While at NEA, I sat through many a pipeline pitch and reviewed many a portCo.  Given NEA’s size, there was a lot to look at.  What I didn’t see was the vehicle I was looking for — a dynamic set of business services over a composable application layer with a robust cloud infrastructure.   After one particular pitch last April, one of NEA’s fast-rising stars said to me, “you ought to do it yourself.”  Ever attentive, I said “do what?”

So I fleshed out the concept and an NEA GP encouraged me to go run it by Marc Benioff.  Never the shy one, I found out he was speaking at a Cloudforce event in San Jose last June.  I went straight up to Marc after the event (something most VCs advise never to do), introduced myself as an NEA EIR and asked him what he thought of a behavioral analytics play on top of Salesforce.  He paused for a moment and said, “no one’s doing that, we’re not doing that, you should do that.”  Well, that’s all I needed.

So I formed a team, built a demo and went back to Marc in September.  Marc had me show the demo to his product lead at One Market.  His product guy said he thought what we wanted to do was hard but that we had a clear lane as they weren’t doing it nor was any existing partner.  The product lead educated me on the short-comings of crm apps.

We then got our alpha program started, built a prototype, refined our gtm and financial model, created a brand (with vowels and a dotcom address that actually means something: foresight + intuition) and then went back to Marc on the eve of Dreamforce in December.

Marc got back to me within hours and asked for a demo video which we produced and sent him on Christmas Eve.  Amazingly, he got right back to us again and assigned his ISV lead as a sponsor.  We promised to launch on the AppExchange in the Spring — and have kept our promise.  I marvel at the progress we’ve made in a relatively short time.

We live in a remarkable time.  I’ve been able to boot-strap Foretuit into existence and I gotta tell you, while nerve-racking at times, there is nothing more exhilarating.  Assembling a team from scratch, vetting an idea with investors, prospects and partners, and then getting a new business launched, all on your own — well, it’s more professionally satisfying than anything you can ever imagine.

I’m real fortunate to have had the experiences I have had, met the people I have met, and do the things I have done.
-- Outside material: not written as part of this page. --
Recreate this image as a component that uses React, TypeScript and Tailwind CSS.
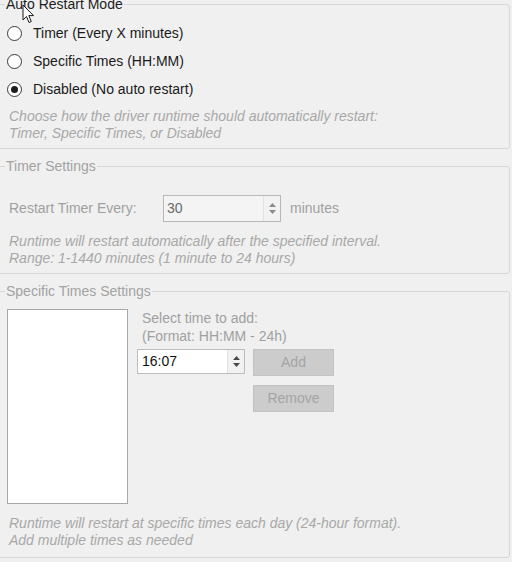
import React from "react";

function Radio({ label, checked }: { label: string; checked?: boolean }) {
  return (
    <div className="flex h-[28px] items-center">
      <div className="flex h-[15px] w-[15px] items-center justify-center rounded-full border border-[#3a3a3a] bg-white">
        {checked && <div className="h-[7px] w-[7px] rounded-full bg-[#1c1c1c]" />}
      </div>
      <span className="ml-[11px] text-[#1a1a1a]">{label}</span>
    </div>
  );
}

function Spinner({ disabled }: { disabled?: boolean }) {
  const c = disabled ? "#8a8a8a" : "#4a4a4a";
  return (
    <div className="flex h-full w-[17px] flex-col items-center justify-center gap-[3px] border-l border-[#e2e2e2] bg-[#f2f2f2]">
      <svg width="7" height="4" viewBox="0 0 7 4">
        <path d="M0 4 L3.5 0 L7 4 Z" fill={c} />
      </svg>
      <svg width="7" height="4" viewBox="0 0 7 4">
        <path d="M0 0 L3.5 4 L7 0 Z" fill={c} />
      </svg>
    </div>
  );
}

export default function App() {
  return (
    <div className="relative h-[562px] w-[512px] overflow-hidden bg-[#f0f0f0] font-['Liberation_Sans',Arial,sans-serif] text-[14px]">
      <div className="-ml-[3px] -mt-[4px] flex w-[513px] flex-col gap-[9px]">
        {/* Auto Restart Mode */}
        <fieldset className="h-[153px] rounded-[3px] border border-[#d6d6d6]">
          <legend className="ml-[7px] px-[1px] leading-[16px] text-[#1e1e1e]">Auto Restart Mode</legend>
          <div className="pl-[9px] pt-[7px]">
            <Radio label="Timer (Every X minutes)" />
            <Radio label="Specific Times (HH:MM)" />
            <Radio label="Disabled (No auto restart)" checked />
          </div>
          <div className="mt-[5px] pl-[11px] italic leading-[17px] text-[#a8a8a8]">
            <div>Choose how the driver runtime should automatically restart:</div>
            <div>Timer, Specific Times, or Disabled</div>
          </div>
        </fieldset>

        {/* Timer Settings */}
        <fieldset className="h-[116px] rounded-[3px] border border-[#d6d6d6]">
          <legend className="ml-[7px] px-[1px] leading-[16px] text-[#a2a2a2]">Timer Settings</legend>
          <div className="mt-[21px] flex h-[27px] items-center">
            <div className="w-[165px] pl-[11px] text-[#a0a0a0]">Restart Timer Every:</div>
            <div className="flex h-[27px] w-[118px] items-stretch border border-[#b8b8b8] bg-[#f4f4f4]">
              <div className="flex flex-1 items-center pl-[3px] text-[#6a6a6a]">30</div>
              <Spinner disabled />
            </div>
            <div className="ml-[9px] text-[#a0a0a0]">minutes</div>
          </div>
          <div className="mt-[11px] pl-[11px] italic leading-[17px] text-[#a8a8a8]">
            <div>Runtime will restart automatically after the specified interval.</div>
            <div>Range: 1-1440 minutes (1 minute to 24 hours)</div>
          </div>
        </fieldset>

        {/* Specific Times Settings */}
        <fieldset className="h-[275px] rounded-[3px] border border-[#d6d6d6]">
          <legend className="ml-[7px] px-[1px] leading-[16px] text-[#a2a2a2]">Specific Times Settings</legend>
          <div className="mt-[10px] flex pl-[9px]">
            <div className="h-[195px] w-[121px] border border-[#a8a8a8] bg-white" />
            <div className="ml-[9px] flex flex-col">
              <div className="pl-[5px] leading-[18px] text-[#a0a0a0]">
                <div>Select time to add:</div>
                <div>(Format: HH:MM - 24h)</div>
              </div>
              <div className="mt-[4px] flex items-start">
                <div className="flex h-[25px] w-[108px] items-stretch border border-[#bcbcbc] bg-white">
                  <div className="flex flex-1 items-center pl-[4px] text-[#111]">16:07</div>
                  <Spinner />
                </div>
                <div className="ml-[8px] flex flex-col gap-[9px]">
                  <div className="flex h-[27px] w-[81px] items-center justify-center border border-[#c2c2c2] bg-[#cccccc] text-[#a4a4a4]">Add</div>
                  <div className="flex h-[27px] w-[81px] items-center justify-center border border-[#c2c2c2] bg-[#cccccc] text-[#a4a4a4]">Remove</div>
                </div>
              </div>
            </div>
          </div>
          <div className="mt-[11px] pl-[11px] italic leading-[17px] text-[#a8a8a8]">
            <div>Runtime will restart at specific times each day (24-hour format).</div>
            <div>Add multiple times as needed</div>
          </div>
        </fieldset>
      </div>

      {/* mouse cursor */}
      <svg className="absolute left-[22px] top-[4px]" width="13" height="20" viewBox="0 0 13 20">
        <path d="M1 1 L1 16 L4.5 12.5 L7 18.5 L9.3 17.5 L6.8 11.6 L11.5 11.6 Z" fill="#ffffff" stroke="#1a1a1a" strokeWidth="1" strokeLinejoin="miter" />
      </svg>
    </div>
  );
}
I’m excited about the potential in front of us and hope you’ll join us on this journey, either as investor, customer, employee or partner.  We believe we have the vision and where-with-all to create a real disruptive game-changer while at the same time, enjoying ourselves and the challenge before us.  Oh, and sorry to be cliché but “you know what’s cool” — fully leveraged, this is a $1+ billion opportunity.